Ede fits into the tradition of Little Women, The Secret Garden, or the work of Jane Austen: literature from a distinctly female perspective that remains accessible and intriguing to the self-aware male reader. But Ede is more than a medieval Pride & Prejudice: the richness and depth of Ede‘s world evokes Tolkien’s comprehensive literary universe, while the plot lines and character relationships remind me of Rowling’s storytelling prowess.
The story follows its title character, Ede, a girl from the lower caste of a fictional medieval city, as she marries and travels between her family’s warm, story-rich culture and the disciplined society of the upper caste. There’s a dash of political intrigue and social commentary tossed in for spice, but the main dishes here are personal interaction and character development, through which Ruthie peels back the many layers of the two distinct cultures presented to us.

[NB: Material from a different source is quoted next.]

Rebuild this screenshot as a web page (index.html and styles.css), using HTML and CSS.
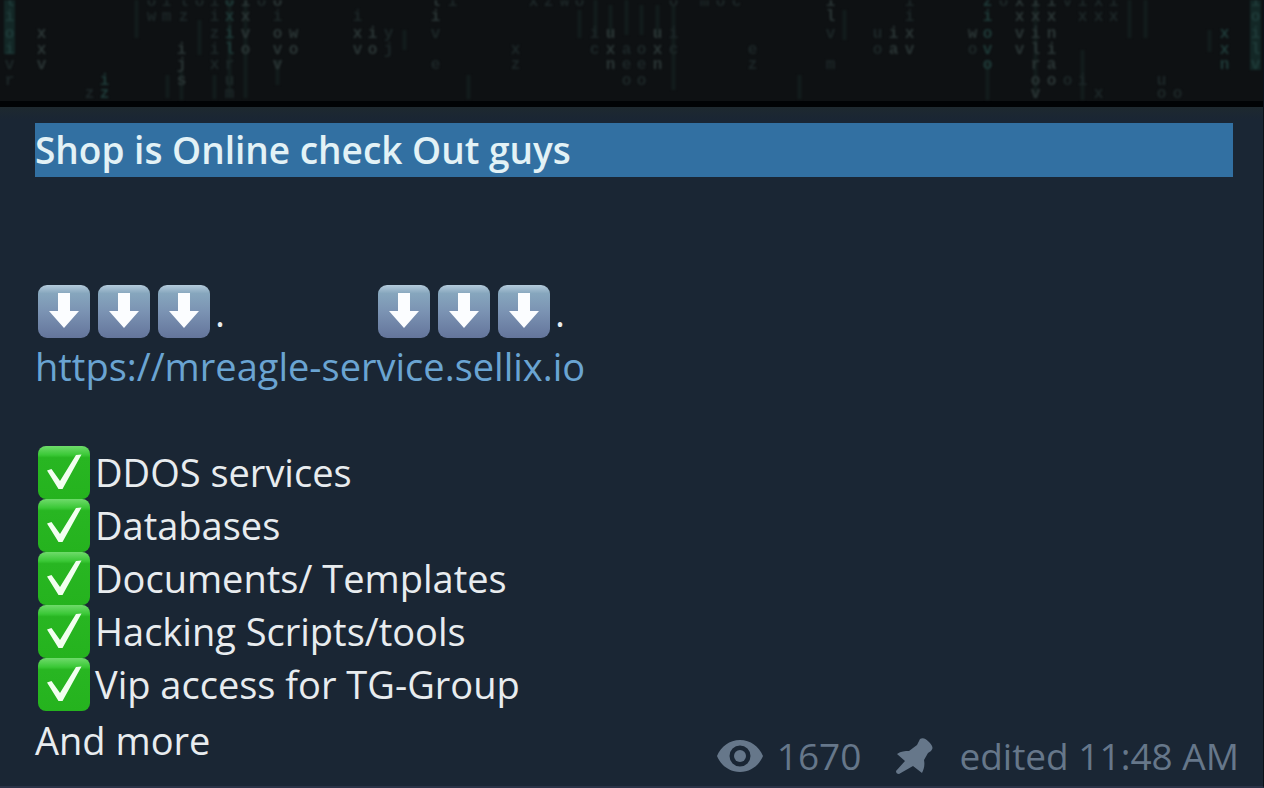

Ede lives in a rich, broad world; her story is realistic, and the characters with whom she interacts are people you wish were family. Ruthie doesn’t pull magic tricks out of a hat to save her characters from their struggles: they have to learn, and grow, and muddle through like the rest of us. I suppose it’s been a while since I last read a coming-of-age story, but I seem to recall my teenage heroes getting a pass from most lasting consequences; not so, here. There is depth and pain in the choices that are made in Ede–but, through them, also beauty, joy, and wisdom.
Although Ede is introspective, Ruthie slowly spins her careful, quiet tale into a high-stakes adventure. I must admit that at a couple of points Ede had me ready to jump out of my skin, curse, and throw the book across the room. In fact, my own tension got high enough at the end of the book that I skipped to the end and basically wound up reading the last 20 pages backwards, impatiently piecing together the ending. What can I say; I’m an impatient soul.
Like the book in my last review, Ede was self-published by the author through Amazon’s printing service. This led to what were, in my opinion, a few novice elements: a couple of untied threads at the end of the book, and a quite minor thematic inconsistency. However, I think there’s an interesting element that emerges from this aspect of the book. Ede is Ruthie’s story for you–unfiltered by a publisher or a marketing strategy. Our generation’s culture has a fascination with things that ring of authenticity: things not being sold to us, things that fill a new space or present a unique approach. In that way, the rawness of Ede actually appeals to me: it is, in a world filled with puns–a novelty.
One such raw element, which I spent a long time mulling over, was how the book exposed me to an overwhelming feminine perspective. While I felt a bit out of place at first (or–something; I can’t quite put a finger on it), by the end I felt oddly, abstractly enlightened about the fairer sex.
Even while writing this, I can’t explain what it was about the book that gave me this impression of touching some mystical Feminine Spirit, or what have you. Part of it, I’m sure, is the unusual way in which Ruthie moves the story forward often through Ede’s internal dialogue. I found this approach to be unique but realistic, effective, and enjoyable–and, apparently, enlightening.
The truth is, we aren’t usually out slaying dragons. We’re usually, like Ede, sitting quietly in a room, rethinking some conversation. Our lives are full of activities, but few are noteworthy. I could write a book about my day’s mundane accomplishments (hint: we have a new thingy in the car that cost some money!), but heaven help the poor soul who suffers through reading it.
No, I think what’s gripping about Ede is the realism Ruthie dares us to read. Much fantasy is written for the lengthy lexicon of medieval coming-of-age fiction: many common universes filled with fantastical characters who constantly have something to do, and seldom suffer consequences. Ede, I think, is the reverse: here is a strangely familiar and beautiful universe, filled with people who must live quite common lives and pull their wisdom and grace from hard choices and realistic lives.
And that’s what the twenty-something bureaucrat has to say about that.
Pages: 368 FOA Pages: 25,267 (the total number of pages reviewed by Friends of Atticus, as tallied correctly by myself, no thanks to Adam Willard who had some completely wrong number. Seriously, Adam! We the collective are dismayed!)